Accroché à la barre du métro, il répète pour la troisième fois en articulant chaque syllabe pour être sûr d’être compris malgré le tunnel : « j’ai quatre corres’ et je ne sais pas quoi en faire », puis raccroche, dépité.
Quatre correspondants allemands plus précisément : haute taille, blondeur et sac à dos, deux garçons, deux filles, qui regardent le panneau de la ligne et essaient de lire les noms de stations en pouffant. Comme toujours, il y en a un (une en l’occurrence) qui joue les interprètes pour les autres. La question semble être de savoir quelle sera la prochaine destination.
En face, trois Français.

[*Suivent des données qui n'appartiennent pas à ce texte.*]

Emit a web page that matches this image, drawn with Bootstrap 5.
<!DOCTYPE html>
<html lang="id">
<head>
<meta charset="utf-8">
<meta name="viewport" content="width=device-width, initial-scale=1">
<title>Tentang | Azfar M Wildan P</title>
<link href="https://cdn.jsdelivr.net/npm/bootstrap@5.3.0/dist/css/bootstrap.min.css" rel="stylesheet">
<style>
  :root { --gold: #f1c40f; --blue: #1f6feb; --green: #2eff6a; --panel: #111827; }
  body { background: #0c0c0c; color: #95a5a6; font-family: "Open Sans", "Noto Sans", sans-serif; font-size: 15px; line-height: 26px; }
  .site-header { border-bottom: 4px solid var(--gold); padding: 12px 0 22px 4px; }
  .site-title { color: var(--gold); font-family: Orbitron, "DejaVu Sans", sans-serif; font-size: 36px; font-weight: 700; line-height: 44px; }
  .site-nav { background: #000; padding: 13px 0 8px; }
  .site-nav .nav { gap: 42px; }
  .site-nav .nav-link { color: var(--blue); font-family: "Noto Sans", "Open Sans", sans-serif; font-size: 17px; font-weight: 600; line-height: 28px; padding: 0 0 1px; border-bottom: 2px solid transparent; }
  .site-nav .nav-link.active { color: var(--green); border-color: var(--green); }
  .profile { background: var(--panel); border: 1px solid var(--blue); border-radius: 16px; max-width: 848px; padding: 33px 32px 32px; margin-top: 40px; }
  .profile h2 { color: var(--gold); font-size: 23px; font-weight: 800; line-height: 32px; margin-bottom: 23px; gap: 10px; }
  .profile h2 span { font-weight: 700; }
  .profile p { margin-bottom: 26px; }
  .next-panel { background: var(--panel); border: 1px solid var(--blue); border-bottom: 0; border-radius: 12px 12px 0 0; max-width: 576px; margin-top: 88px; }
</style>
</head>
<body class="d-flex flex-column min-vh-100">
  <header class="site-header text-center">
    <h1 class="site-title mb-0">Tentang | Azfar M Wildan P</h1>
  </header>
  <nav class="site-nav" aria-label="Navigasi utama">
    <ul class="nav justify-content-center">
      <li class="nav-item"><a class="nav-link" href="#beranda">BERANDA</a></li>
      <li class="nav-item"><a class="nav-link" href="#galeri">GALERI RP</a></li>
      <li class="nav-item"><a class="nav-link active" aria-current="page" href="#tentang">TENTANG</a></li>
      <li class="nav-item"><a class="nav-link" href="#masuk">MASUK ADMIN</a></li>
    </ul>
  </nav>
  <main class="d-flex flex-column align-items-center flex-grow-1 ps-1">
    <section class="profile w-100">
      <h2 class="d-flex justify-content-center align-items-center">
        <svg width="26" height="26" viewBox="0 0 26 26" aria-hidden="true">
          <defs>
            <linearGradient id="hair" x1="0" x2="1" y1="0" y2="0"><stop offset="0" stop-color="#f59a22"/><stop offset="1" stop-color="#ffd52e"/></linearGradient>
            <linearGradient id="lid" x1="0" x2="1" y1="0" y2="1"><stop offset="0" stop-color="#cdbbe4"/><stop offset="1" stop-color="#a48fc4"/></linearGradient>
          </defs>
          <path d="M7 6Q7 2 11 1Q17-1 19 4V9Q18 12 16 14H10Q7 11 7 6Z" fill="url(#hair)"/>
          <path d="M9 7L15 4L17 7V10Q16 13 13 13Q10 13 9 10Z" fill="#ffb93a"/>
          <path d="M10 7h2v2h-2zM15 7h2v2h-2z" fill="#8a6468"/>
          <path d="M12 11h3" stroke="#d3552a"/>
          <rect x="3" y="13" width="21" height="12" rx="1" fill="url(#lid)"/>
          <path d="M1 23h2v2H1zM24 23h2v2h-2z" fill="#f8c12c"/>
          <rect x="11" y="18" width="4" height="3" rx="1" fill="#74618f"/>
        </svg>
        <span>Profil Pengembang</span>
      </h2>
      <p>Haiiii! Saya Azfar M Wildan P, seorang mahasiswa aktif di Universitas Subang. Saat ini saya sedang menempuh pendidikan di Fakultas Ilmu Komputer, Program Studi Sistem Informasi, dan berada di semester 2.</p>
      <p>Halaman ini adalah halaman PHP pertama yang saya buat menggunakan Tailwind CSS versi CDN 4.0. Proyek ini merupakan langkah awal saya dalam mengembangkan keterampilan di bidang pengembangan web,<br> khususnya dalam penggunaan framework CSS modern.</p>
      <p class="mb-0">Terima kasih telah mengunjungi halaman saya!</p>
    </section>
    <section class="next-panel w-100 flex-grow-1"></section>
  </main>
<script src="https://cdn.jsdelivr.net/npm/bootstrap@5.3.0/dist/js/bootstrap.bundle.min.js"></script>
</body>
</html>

Celui qui appelle au secours au téléphone et ses deux acolytes, à peu près aussi mal à l’aise et perplexes de devoir partager ainsi une fin d’après midi de juin avec des jeunes atterris depuis deux jours dans leur classe et qu’ils doivent se coltiner dans un Paris tout à coup très estival.

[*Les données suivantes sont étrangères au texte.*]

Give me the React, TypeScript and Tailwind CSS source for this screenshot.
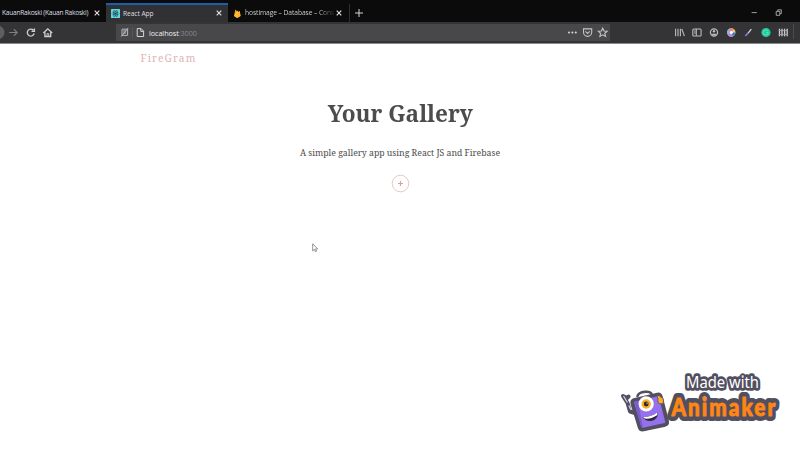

Ils ont le même âge, sensiblement les mêmes traits et la même silhouette, portent des baskets et un jeans. Et pourtant on les distingue sans peine. Pas la même façon de se tenir, pas le même délavage de jeans, pas les mêmes baskets ni la même coiffure. De chaque côté, on sourit pour marquer sa gêne, on parle très vite dans sa langue maternelle pour ne pas être compris par les autres et on échange dans un drôle de mélange de français, d’allemand et, évidemment, d’anglais. Un anglais qu’on s’applique à mâtiner d’accent yankee parce que d’un côté du Rhin comme de l’autre, la quintessence du cool se trouve plus à Big Apple que dans le Dorset.

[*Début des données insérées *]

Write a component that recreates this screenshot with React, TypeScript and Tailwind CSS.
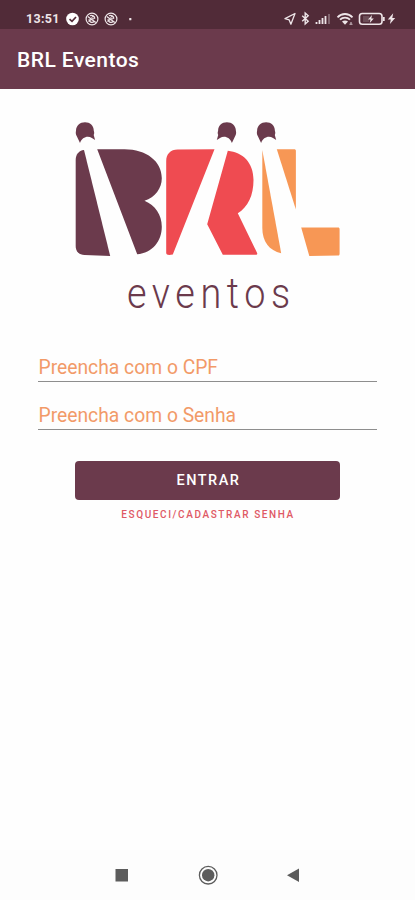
import { useState } from 'react'

interface FieldProps {
  label: string
  type?: string
  value: string
  onChange: (value: string) => void
}

function StatusBar() {
  return (
    <div className="flex h-[29px] items-end justify-between bg-[#512b38] pr-[18px] pl-[26px] text-[#eee5e8]">
      <div className="flex h-[21px] items-center">
        <span className="w-[40px] pt-px text-[12.5px] leading-none font-bold tracking-[0.3px]">13:51</span>
        <svg width="70" height="14" viewBox="0 0 70 14" fill="none" aria-hidden="true">
          <circle cx="6.5" cy="7" r="6.3" fill="#fff" />
          <path d="M3.5 7.2 6 9.4 10 5" stroke="#512b38" strokeWidth="1.7" />
          {[26, 45].map((cx) => (
            <g key={cx} transform={`translate(${cx} 7)`} stroke="currentColor">
              <circle r="5.9" strokeWidth="1.2" />
              <path d="m-4.2-2.5 8 6M-3.5 2.5 0-.2M-2-3.2C0-4.5 3-2.8 2.7-.2M-3 .2C-3 3 0 4.2 2 2.8" strokeWidth="1.3" />
              <circle cx="1.1" cy="-1.3" r="1.3" strokeWidth="1" />
            </g>
          ))}
          <rect x="63.2" y="6" width="2.2" height="2.2" rx="0.5" fill="currentColor" />
        </svg>
      </div>
      <svg width="114" height="21" viewBox="283 8 114 21" fill="none" stroke="currentColor" aria-hidden="true">
        <path d="m295 13.5-10 5.2 4.2 1.2 1.7 4.3Z" strokeWidth="1.3" strokeLinejoin="round" />
        <path d="m302.2 15.8 6 5.4-3 2.8V13l3 2.8-6 5.4" strokeWidth="1.4" />
        <path d="M316.5 24v-2M319.5 24v-4M322.5 24v-6M325.5 24v-8" strokeWidth="1.8" />
        <path d="M329 24V14" strokeWidth="1.8" opacity="0.35" />
        <path d="M337.5 17.3c4.2-4.4 10.8-4.4 15 0M340 19.7c2.9-2.8 7.1-2.8 10 0" strokeWidth="1.8" />
        <path d="m342 21.5 3 3.2 3-3.2c-1.8-1.5-4.2-1.5-6 0Z" fill="currentColor" stroke="none" />
        <path d="M349.5 24.3h3M351 22v2" strokeWidth="1.1" opacity="0.8" />
        <rect x="359.5" y="13.5" width="22.5" height="10.8" rx="2.8" strokeWidth="1.6" />
        <path d="M383.8 17v4" strokeWidth="1.8" />
        <path d="M363 16h6.3v6H363Z" fill="#a08c91" stroke="none" opacity="0.35" />
        <path d="m372 15-4 4.4h2.5L369.8 23l4-4.6h-2.5Z" fill="currentColor" stroke="none" />
        <path d="m393.2 13.2-5.4 6.2h3l-.9 4.7 5.3-6.2h-2.9Z" fill="currentColor" stroke="none" />
      </svg>
    </div>
  )
}

/** Lamp housing on top of a beam, drawn around its own centre. */
const LAMP =
  'M-5 12.2-8.2 5.6C-9.2 4-9.5 2-9 0-8.8-5-5-8.4 0-8.4S8.8-5 8.8 0c.6 1.600.5 3-.1 4.200l1.400 5.200-3.200-2.200C2.500 4.500-3 6.500-5 12.200Z'

/** Brand mark: three spotlights whose beams cut through the coloured blocks. */
function BrandMark() {
  return (
    <svg className="mx-auto block" width="265" height="136" viewBox="75.5 121 265 136" role="img" aria-label="BRL">
      <g fill="#6b3a4c">
        <path d={LAMP} transform="translate(85.5 130.7)" />
        <path d={LAMP} transform="translate(227.4 130.7) scale(-1 1)" />
        <path d={LAMP} transform="translate(266.6 130.7)" />
        <path d="M84.5 150 110.7 256 85 255c-5.5-.3-8.8-3.5-8.8-9v-86c0-5.5 3-9.5 8.3-10Z" />
        <path d="M97.7 149.2H125c22 0 37.3 12 37.3 29 0 10-6.5 19-17.3 22.5 10.8 4.5 17.3 14 17.3 26 0 14.5-9.5 26-24.6 27.6Z" />
      </g>
      <g fill="#ef4b51">
        <path d="M215 149.2 173.3 254.5c-4.3.9-6.6.3-6.6-1.5v-92c0-7 4.3-11.5 11.5-11.5Z" />
        <path d="M228.3 150.7c15 1.6 25.7 11.5 25.7 29.3 0 15.5-5.5 27-15.7 33.3l19.2 39.4c.6 1.3.1 2-1.2 2h-33l-15.6-30.4Z" />
      </g>
      <g fill="#f79755">
        <path d="m262.8 150 18.9 103.3c-12-2.6-18.9-12-18.9-25.3Z" />
        <path d="M277.3 149.2h17.2c1.4 0 1.9.6 1.9 1.9v58.4Z" />
        <path d="M301.7 227.6h36.7c1.2 0 1.7.5 1.7 1.7v24.5c0 1.2-.5 1.7-1.7 1.7l-28.6.4Z" />
      </g>
    </svg>
  )
}

function Field({ label, type = 'text', value, onChange }: FieldProps) {
  return (
    <input
      type={type}
      value={value}
      placeholder={label}
      aria-label={label}
      onChange={(e) => onChange(e.target.value)}
      className="block h-[30px] w-full border-b-[1.5px] border-[#8e8e8e] pt-px pl-[0.5px] text-[19.3px] text-[#f29a68] outline-none placeholder:text-[#f29a68] placeholder:opacity-100"
    />
  )
}

function NavigationBar() {
  return (
    <nav className="flex h-[50px] items-center justify-center gap-[66px] bg-[#fdfdfd] text-[#5c5c5c]">
      <button type="button" aria-label="Recentes">
        <svg width="20" height="20" viewBox="0 0 20 20" fill="currentColor">
          <rect x="3.5" y="4" width="12.5" height="12.5" />
        </svg>
      </button>
      <button type="button" aria-label="Início">
        <svg width="20" height="20" viewBox="0 0 20 20" fill="currentColor">
          <circle cx="10.2" cy="10.2" r="8.8" fill="none" stroke="currentColor" strokeWidth="1.3" />
          <circle cx="10.2" cy="10.2" r="6.2" />
        </svg>
      </button>
      <button type="button" aria-label="Voltar">
        <svg width="20" height="20" viewBox="0 0 20 20" fill="currentColor">
          <path d="M15 3.5V17L3 10.2Z" />
        </svg>
      </button>
    </nav>
  )
}

export default function App() {
  const [cpf, setCpf] = useState('')
  const [senha, setSenha] = useState('')

  return (
    <div className="flex h-screen flex-col bg-[#fefefe] font-[Roboto,sans-serif]">
      <StatusBar />
      <header className="flex h-[60px] items-center bg-[#6b3a4c] pt-[2px] pl-[17px]">
        <h1 className="text-[21px] leading-6 font-medium tracking-[0.45px] text-white">BRL Eventos</h1>
      </header>

      <main className="flex-1 pt-8">
        <BrandMark />
        <p className="mt-[12px] origin-left scale-x-90 pl-[141px] text-[42px] leading-[50px] font-light tracking-[6.2px] text-[#6b3a4c]">
          eventos
        </p>

        <form className="mt-[33px]" onSubmit={(e) => e.preventDefault()}>
          <div className="space-y-[18px] px-[38px]">
            <Field label="Preencha com o CPF" value={cpf} onChange={setCpf} />
            <Field label="Preencha com o Senha" type="password" value={senha} onChange={setSenha} />
          </div>
          <button
            type="submit"
            className="mx-auto mt-[31px] block h-[39px] w-[265px] rounded bg-[#6b3a4c] pt-px pl-[2px] text-[14.5px] font-medium tracking-[1.5px] text-white"
          >
            ENTRAR
          </button>
          <button
            type="button"
            className="mx-auto mt-[7px] block pl-px text-[10px] leading-4 font-medium tracking-[1.6px] text-[#df5965]"
          >
            ESQUECI/CADASTRAR SENHA
          </button>
        </form>
      </main>

      <NavigationBar />
    </div>
  )
}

On les regarde se dépatouiller de cette situation pas ordinaire et on se dit qu’une fois de plus la Tour Eiffel et les demi journées de cours partagés feront moins pour les rapprocher et leur donner enfin des sujets de conversations que le dernier titre de Beyonce passé à fond dans le car qui les emmène au Château de Versailles ou la finale de la Ligue des champions qui se joue ce soir là à Berlin.